**Written task**
Skip the pictures and extract all of the lines exactly as written.

:: Data ::

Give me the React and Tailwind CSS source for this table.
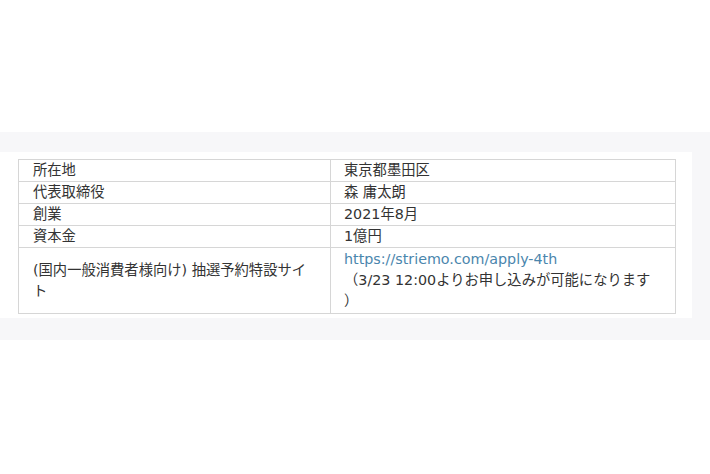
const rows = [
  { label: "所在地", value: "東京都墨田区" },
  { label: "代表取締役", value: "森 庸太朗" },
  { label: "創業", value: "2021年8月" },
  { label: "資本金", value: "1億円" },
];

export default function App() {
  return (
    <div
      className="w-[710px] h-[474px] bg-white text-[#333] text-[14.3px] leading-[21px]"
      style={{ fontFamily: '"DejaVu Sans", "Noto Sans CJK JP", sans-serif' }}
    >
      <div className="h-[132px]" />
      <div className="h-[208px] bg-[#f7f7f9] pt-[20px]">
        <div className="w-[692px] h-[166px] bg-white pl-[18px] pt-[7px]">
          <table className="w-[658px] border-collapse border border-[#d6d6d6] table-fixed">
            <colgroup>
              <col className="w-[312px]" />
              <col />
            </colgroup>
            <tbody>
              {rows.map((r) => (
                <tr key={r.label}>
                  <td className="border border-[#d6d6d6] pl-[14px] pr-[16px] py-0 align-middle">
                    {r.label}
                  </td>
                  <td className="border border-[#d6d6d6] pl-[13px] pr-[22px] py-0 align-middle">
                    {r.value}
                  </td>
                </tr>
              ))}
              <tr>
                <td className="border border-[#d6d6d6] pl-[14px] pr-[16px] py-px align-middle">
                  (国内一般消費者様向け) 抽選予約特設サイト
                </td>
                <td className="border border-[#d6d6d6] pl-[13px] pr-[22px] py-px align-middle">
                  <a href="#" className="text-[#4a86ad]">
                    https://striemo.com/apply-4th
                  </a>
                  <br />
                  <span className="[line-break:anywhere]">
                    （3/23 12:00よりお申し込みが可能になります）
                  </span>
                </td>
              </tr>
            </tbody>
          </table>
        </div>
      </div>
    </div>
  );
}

:::

**Result for this exercise**
Give me the React and Tailwind CSS source for this table.
const rows = [
  { label: "所在地", value: "東京都墨田区" },
  { label: "代表取締役", value: "森 庸太朗" },
  { label: "創業", value: "2021年8月" },
  { label: "資本金", value: "1億円" },
];

export default function App() {
  return (
    <div
      className="w-[710px] h-[474px] bg-white text-[#333] text-[14.3px] leading-[21px]"
      style={{ fontFamily: '"DejaVu Sans", "Noto Sans CJK JP", sans-serif' }}
    >
      <div className="h-[132px]" />
      <div className="h-[208px] bg-[#f7f7f9] pt-[20px]">
        <div className="w-[692px] h-[166px] bg-white pl-[18px] pt-[7px]">
          <table className="w-[658px] border-collapse border border-[#d6d6d6] table-fixed">
            <colgroup>
              <col className="w-[312px]" />
              <col />
            </colgroup>
            <tbody>
              {rows.map((r) => (
                <tr key={r.label}>
                  <td className="border border-[#d6d6d6] pl-[14px] pr-[16px] py-0 align-middle">
                    {r.label}
                  </td>
                  <td className="border border-[#d6d6d6] pl-[13px] pr-[22px] py-0 align-middle">
                    {r.value}
                  </td>
                </tr>
              ))}
              <tr>
                <td className="border border-[#d6d6d6] pl-[14px] pr-[16px] py-px align-middle">
                  (国内一般消費者様向け) 抽選予約特設サイト
                </td>
                <td className="border border-[#d6d6d6] pl-[13px] pr-[22px] py-px align-middle">
                  <a href="#" className="text-[#4a86ad]">
                    https://striemo.com/apply-4th
                  </a>
                  <br />
                  <span className="[line-break:anywhere]">
                    （3/23 12:00よりお申し込みが可能になります）
                  </span>
                </td>
              </tr>
            </tbody>
          </table>
        </div>
      </div>
    </div>
  );
}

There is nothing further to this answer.